There were eleven dark-green Kates
in the first wave, but after Lieutenant Stanley (“Swede”) Vejtasa got through with them there were only five. In one of the great flying feats of the war, Swede Vejtasa, who had already shot down two Vals over Hornet, sent six torpedo-planes into the sea before he ran out of ammunition. Three or four more Kates were shot down by other Navy pilots, but still, fifteen broke through the fighter screen. They came flat over the water toward Enterprise, boring in off both bows.
Captain Hardison stood on the Big E’s bridge, his helmet in his left hand, watching the enemy aircraft, staying on course, with South Dakota following a thousand yards distant like a wingman, watching while American firepower whittled the enemy. Five miles out a Kate burst into flames and dove into the ocean with a brief plume of spray. Three miles out another skidded into the water. Two more came apart. But then, five Kates on the right bow made their drops.
Hardison looked quickly to the left. Four more Kates were coming in but had not yet launched. He looked again to his right.

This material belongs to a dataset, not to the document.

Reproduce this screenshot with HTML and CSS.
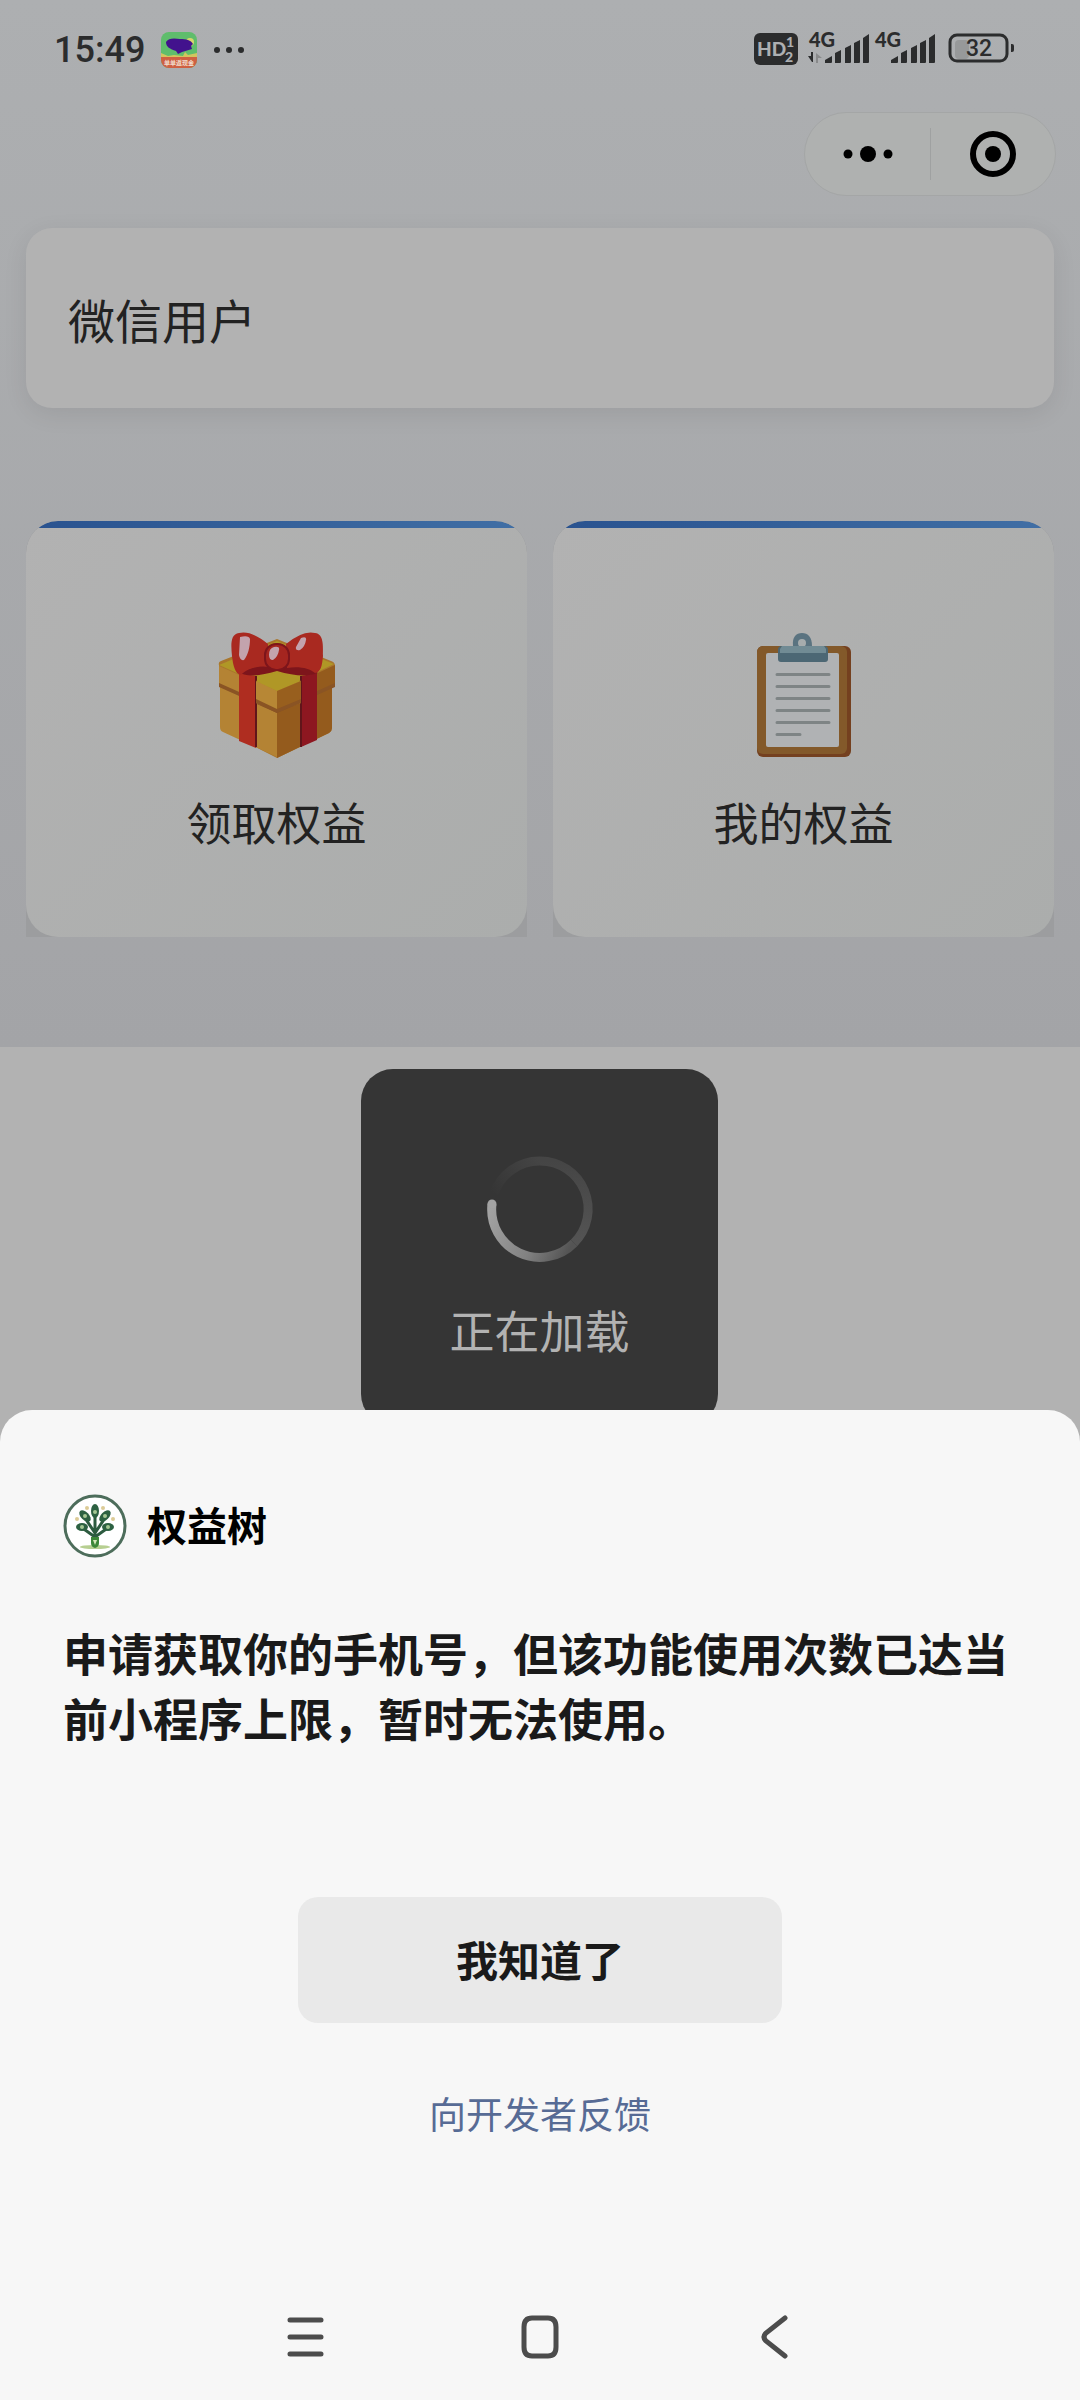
FILE: index.html
```html
<!DOCTYPE html>
<html lang="zh-CN">
<head>
<meta charset="utf-8">
<meta name="viewport" content="width=device-width, initial-scale=1">
<title>权益树</title>
<link rel="stylesheet" href="styles.css">
</head>
<body>
<div class="screen">
  <main class="home">
    <header class="status">
      <time class="clock">15:49</time>
      <svg class="app-badge" viewBox="0 0 36 36" width="36" height="36" aria-hidden="true">
        <defs><clipPath id="badge"><rect width="36" height="36" rx="8"/></clipPath></defs>
        <g clip-path="url(#badge)">
          <rect width="36" height="36" fill="#5fbd6c"/>
          <circle cx="29" cy="10" r="4" fill="#d6d56d"/>
          <path d="M0 21l7 3 6-1 9 1 2-4 3 3 9-2v6H0z" fill="#d3c45f"/>
          <rect y="25" width="36" height="11" fill="#cf6042"/>
          <path d="M7 11l4 6 5 2-2-6z" fill="#e6d49c"/>
          <path d="M5 10c2-4 8-4 14-3 6 0 11 1 13 5l-2 2 1 3-10 3-4 2-2-3c-6-2-10-4-10-9z" fill="#42128d"/>
        </g>
        <text class="badge-text" x="18" y="33" text-anchor="middle">单单返现金</text>
      </svg>
      <svg width="32" height="8" viewBox="0 0 32 8" fill="#2b2c2d" aria-hidden="true"><circle cx="4" cy="4" r="3"/><circle cx="16" cy="4" r="3"/><circle cx="28" cy="4" r="3"/></svg>
      <div class="status-right">
        <svg width="262" height="48" viewBox="0 -6 262 48" fill="#2b2c2d" role="img" aria-label="HD 4G 4G 32%">
          <rect x="0" y="1" width="44" height="32" rx="6"/>
          <g class="hd" fill="#adafb1"><text x="3" y="24" font-size="19">HD</text><text x="32" y="15" font-size="14">1</text><text x="31" y="30" font-size="14">2</text></g>
          <g id="net"><text class="net" x="55" y="15">4G</text><path d="M71 31v-3l7-4v6q0 1-1 1zM81 31V21l6-3v12q0 1-1 1zM91 31V16l6-3v17q0 1-1 1zM100 31V11l6-3v22q0 1-1 1zM109 31V6l6-4v28q0 1-1 1z"/></g>
          <use href="#net" x="66"/>
          <path d="M54 24h3v-4h2v10h-1z"/><path d="M62 21l6 5h-4v5h-2z" fill="#88898a"/>
          <rect x="201" y="8" width="14" height="19" rx="4" fill="#97999a"/>
          <rect x="196" y="3" width="57" height="26" rx="7" fill="none" stroke="#2b2c2d" stroke-width="3"/>
          <path d="M257 12h1q2 0 2 2v4q0 2-2 2h-1z"/>
          <text class="battery" x="225" y="24" text-anchor="middle">32</text>
        </svg>
      </div>
    </header>
    <div class="capsule-row">
      <div class="capsule">
        <button class="capsule-button" type="button" aria-label="更多"><svg width="52" height="24" viewBox="0 0 52 24"><circle cx="6" cy="12" r="4.500"/><circle cx="26" cy="12" r="8"/><circle cx="46" cy="12" r="4.500"/></svg></button>
        <button class="capsule-button" type="button" aria-label="关闭"><svg width="48" height="48" viewBox="0 0 48 48"><circle cx="24" cy="24" r="20" fill="none" stroke="#000" stroke-width="6"/><circle cx="24" cy="24" r="8"/></svg></button>
      </div>
    </div>
    <section class="user-card">微信用户</section>
    <nav class="features">
      <a class="feature" href="#claim"><span class="feature-face">
        <svg width="120" height="128" viewBox="0 0 120 128" aria-hidden="true">
          <path d="M2 34q-1-3 2-4l56-22 54 22q4 1 4 5v18l-3 2v42q0 3-3 5l-52 25-53-27q-3-1-3-4V54l-2-2z" fill="#a9762d"/>
          <path d="M2 34L60 10l57 23-57 27z" fill="#b09726"/>
          <path d="M2 35l58 26v65L6 101q-3-1-3-5V55l-1-2z" fill="#b48334"/>
          <path d="M60 61l58-27v19l-3 3v41q0 3-3 5l-52 25z" fill="#945b1d"/>
          <path d="M2 52l58 26 58-26v4L60 82 2 56z" fill="#8a5424"/>
          <path d="M22 42l17 3v72l-17-7z" fill="#af2d20"/>
          <path d="M84 45l16-3v67l-16 7z" fill="#8d1720"/>
          <path d="M39 45v71M84 45v71" stroke="#60151a" stroke-width="2"/>
          <path d="M39 50l21-9 24 9-24 10z" fill="#b09726"/>
          <path d="M39 50l21 10 24-10v22L60 80 39 72z" fill="#b78735"/>
          <path d="M60 60l24-10v19L60 79z" fill="#985f1e"/>
          <path d="M39 68l21 10 24-10v4L60 82 39 72z" fill="#8a5424"/>
          <path d="M23 42c12-11 64-11 78 0-10 4-24 3-41-2-17 5-30 6-37 2z" fill="#7d151b"/>
          <path d="M51 13q-17-14-29-11c-9 1-8 13-7 23 1 9 3 18 9 19 5-6 17-10 28-8z" fill="#a92920"/>
          <path d="M69 13q17-14 29-11c9 1 8 13 8 23-1 10-2 16-8 17-6-5-16-7-28-5z" fill="#a92920"/>
          <rect x="48" y="13" width="24" height="26" rx="11" fill="#a5251f" stroke="#7d151b" stroke-width="2"/>
          <path d="M23 6q9-2 10 2c0 8-2 16-6 21q-4 1-5-5zM84 7q6-2 5 2-1 7-6 10-5 1-4-3zM57 16q6-1 5 3-1 7-6 10-4 0-4-5 0-7 5-8z" fill="#c3a3ad"/>
        </svg>
        <span>领取权益</span></span>
      </a>
      <a class="feature" href="#mine"><span class="feature-face">
        <svg width="120" height="128" viewBox="0 0 120 128" aria-hidden="true">
          <rect x="13" y="15" width="94" height="111" rx="6" fill="#74401f"/>
          <rect x="13" y="15" width="90" height="108" rx="6" fill="#83592a"/>
          <rect x="22" y="22" width="73" height="94" rx="2" fill="#b0b2b4"/>
          <path d="M33 43.500h52M33 55.500h52M33 67.500h52M33 79.500h52M33 91.500h52M33 103.500h23" stroke="#7e8485" stroke-width="3" stroke-linecap="round"/>
          <path d="M49 15c-1-9 3-13 9-13s10 4 10 13z" fill="#5a7380"/>
          <circle cx="58" cy="12" r="4" fill="#a6acad"/>
          <path d="M38 15h42q4 0 4 4v9q0 3-3 3H37q-3 0-3-3v-9q0-4 4-4z" fill="#4c6774"/>
          <path d="M38 15h42l2 3v4H36v-4z" fill="#718b94"/>
        </svg>
        <span>我的权益</span></span>
      </a>
    </nav>
  </main>
  <div class="rest">
    <div class="toast" role="status">
      <svg width="106" height="106" viewBox="0 0 106 106" fill="none" stroke-width="9" aria-hidden="true">
        <defs>
          <linearGradient id="right" x1="0" y1="0" x2="0" y2="1"><stop stop-color="#454545"/><stop offset="1" stop-color="#545454"/></linearGradient>
          <linearGradient id="bottom" gradientUnits="userSpaceOnUse" x1="86" y1="86" x2="6" y2="47"><stop stop-color="#545454"/><stop offset=".4" stop-color="#818181"/><stop offset="1" stop-color="#a3a3a3"/></linearGradient>
          <linearGradient id="tail" gradientUnits="userSpaceOnUse" x1="8" y1="40" x2="53" y2="5"><stop stop-color="#353535"/><stop offset="1" stop-color="#454545"/></linearGradient>
        </defs>
        <path d="M7 38A48 48 0 0 1 53 5" stroke="url(#tail)"/>
        <path d="M53 5A48 48 0 0 1 87 87" stroke="url(#right)"/>
        <path d="M87 87A48 48 0 0 1 5 48" stroke="url(#bottom)"/>
        <circle cx="5" cy="48" r="4.500" fill="#a3a3a3" stroke="none"/>
      </svg>
      <span>正在加载</span>
    </div>
  </div>
  <section class="sheet" role="dialog" aria-labelledby="message">
    <header class="brand">
      <svg width="64" height="64" viewBox="0 0 64 64" aria-hidden="true">
        <circle cx="32" cy="32" r="30" fill="#fff" stroke="#4d6d5b" stroke-width="3"/>
        <ellipse cx="32" cy="53" rx="15" ry="2" fill="#b7cf91"/>
        <path d="M32 16v30M32 39L22 24M32 39l10-15M32 43L18 33M32 43l14-10" stroke="#2d5b40" stroke-width="3" fill="none"/>
        <g fill="#2d6142"><ellipse cx="32" cy="17" rx="4" ry="7"/><ellipse cx="22" cy="22" rx="4" ry="7" transform="rotate(-45 22 22)"/><ellipse cx="42" cy="22" rx="4" ry="7" transform="rotate(45 42 22)"/><ellipse cx="19" cy="33" rx="6" ry="4"/><ellipse cx="45" cy="33" rx="6" ry="4"/></g>
        <g fill="#a5c794"><circle cx="32" cy="18" r="2"/><circle cx="22" cy="22" r="2"/><circle cx="42" cy="22" r="2"/><circle cx="19" cy="33" r="2"/><circle cx="45" cy="33" r="2"/></g>
        <g fill="#dccb96"><circle cx="24" cy="14" r="2"/><circle cx="40" cy="14" r="2"/><circle cx="14" cy="25" r="2"/><circle cx="50" cy="25" r="2"/></g>
        <path d="M28 43h8v6q0 4-4 5-4-1-4-5z" fill="#3d8738"/><path d="M30 46h4l-2 5z" fill="#d5e6b9"/>
      </svg>
      <span>权益树</span>
    </header>
    <h1 class="message" id="message">申请获取你的手机号，但该功能使用次数已达当前小程序上限，暂时无法使用。</h1>
    <button class="confirm" type="button">我知道了</button>
    <a class="feedback" href="#feedback">向开发者反馈</a>
    <nav class="system-nav">
      <button type="button" aria-label="最近任务"><svg width="44" height="48" viewBox="0 0 44 48"><path d="M7 7h31M7 24h31M7 41h31"/></svg></button>
      <button type="button" aria-label="主屏幕"><svg width="44" height="48" viewBox="0 0 44 48"><path d="M14 5h16q8 0 8 9v20q0 9-8 9H14q-8 0-8-9V14q0-9 8-9z"/></svg></button>
      <button type="button" aria-label="返回"><svg width="44" height="48" viewBox="0 0 44 48"><path d="M32 5L13 20q-4 4 0 8l19 15"/></svg></button>
    </nav>
  </section>
</div>
</body>
</html>
```
FILE: styles.css
```css
* { box-sizing: border-box; }

body {
  margin: 0;
  background: #b2b2b2;
  color: #222;
  font-family: "Noto Sans CJK SC", sans-serif;
}

button {
  border: 0;
  padding: 0;
  background: none;
  color: inherit;
  font: inherit;
}

a { text-decoration: none; }
svg { display: block; overflow: visible; }

.screen {
  display: flex;
  flex-direction: column;
  min-height: 100vh;
}

.home {
  padding: 0 26px 110px;
  background: linear-gradient(#adafb1, #a3a4a7);
}

.status {
  display: flex;
  align-items: center;
  gap: 16px;
  height: 100px;
  padding: 0 38px 0 28px;
}

.clock {
  color: #2b2c2d;
  font: 500 36px/100px Roboto, sans-serif;
}

.badge-text { fill: #f2dfd0; font-size: 6px; font-weight: 700; }
.status-right { margin-left: auto; }
.hd { font-family: Lato, sans-serif; font-weight: 900; }
.net { font: 900 20px Lato, sans-serif; }
.battery { font: 500 23px Roboto, sans-serif; }

.capsule-row {
  display: flex;
  justify-content: flex-end;
  margin-right: -2px;
  padding-top: 12px;
}

.capsule {
  display: flex;
  width: 252px;
  height: 84px;
  border: 1px solid #a4a6a6;
  border-radius: 42px;
  background: #afb1b0;
}

.capsule-button {
  display: grid;
  flex: 1;
  place-items: center;
}

.capsule-button + .capsule-button {
  background: linear-gradient(#9fa1a1, #9fa1a1) left / 1px 52px no-repeat;
}

.user-card {
  margin-top: 32px;
  padding: 59px 42px 57px;
  border-radius: 26px;
  background: #b2b2b2;
  box-shadow: 0 6px 24px rgba(0, 0, 0, .08);
  font-size: 47px;
  line-height: 64px;
}

.features {
  display: grid;
  grid-template-columns: 1fr 1fr;
  gap: 26px;
  margin-top: 113px;
}

.feature {
  overflow: hidden;
  background: #9c9d9f;
  border-radius: 32px 32px 0 0;
  color: #222;
  font-size: 45px;
  line-height: 64px;
}

.feature-face {
  display: flex;
  flex-direction: column;
  align-items: center;
  gap: 31px;
  padding: 110px 0 83px;
  border-radius: 32px;
  background:
    linear-gradient(90deg, #29528f, #416fa5) top / 100% 7px no-repeat,
    linear-gradient(135deg, #b2b2b2, #abadac);
}

.rest {
  position: relative;
  flex: 1;
}

.toast {
  position: absolute;
  top: 22px;
  left: calc(50% - 179px);
  display: flex;
  flex-direction: column;
  align-items: center;
  gap: 36px;
  width: 357px;
  height: 357px;
  padding-top: 87px;
  border-radius: 32px;
  background: #353535;
  color: #b2b2b2;
  font-size: 45px;
  line-height: 64px;
}

.sheet {
  position: relative;
  display: flex;
  flex-direction: column;
  align-items: center;
  padding: 84px 63px 0;
  border-radius: 32px 32px 0 0;
  background: #f7f7f7;
}

.brand {
  display: flex;
  align-items: center;
  align-self: stretch;
  gap: 20px;
  color: #000;
  font-size: 40px;
  font-weight: 700;
  line-height: 60px;
}

.brand span { padding-bottom: 4px; }

.message {
  align-self: stretch;
  margin: 62px 0 0;
  color: #1a1a1a;
  font-size: 45px;
  font-weight: 700;
  line-height: 65px;
}

.confirm {
  width: 484px;
  height: 126px;
  margin-top: 147px;
  padding-bottom: 4px;
  border-radius: 20px;
  background: #e9e9e9;
  color: #1a1a1a;
  font-size: 42px;
  font-weight: 700;
}

.feedback {
  margin-top: 62px;
  color: #576b95;
  font-size: 37px;
  line-height: 56px;
}

.system-nav {
  display: grid;
  grid-template-columns: repeat(3, 235px);
  justify-content: center;
  align-items: center;
  height: 126px;
  margin-top: 133px;
}

.system-nav svg {
  margin: 0 auto;
  fill: none;
  stroke: #4c4c4c;
  stroke-width: 5;
  stroke-linecap: round;
}
```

Like a dreadful V, three torpedoes sped straight and true toward him, the middle one slightly out in front. They would strike and sunder Enterprise amidships.
Hardison studied the wakes intently. Everything—Guadalcanal even—depended on his judgment. For one long calculating second Hardison stared at those three long lines of bubbles …
“Right full rudder.”
“Right full rudder, sir!”
Slowly, ponderously, Enterprise’s stern swung left, while her rudder—a huge steel blade three stories high—swept tons of water to the right. Slowly, with fraught majesty, her great bow swung toward the torpedo tracks. Captain Hardison walked to the left wing of his bridge to watch.
Admiral Kinkaid came to stand silently beside him.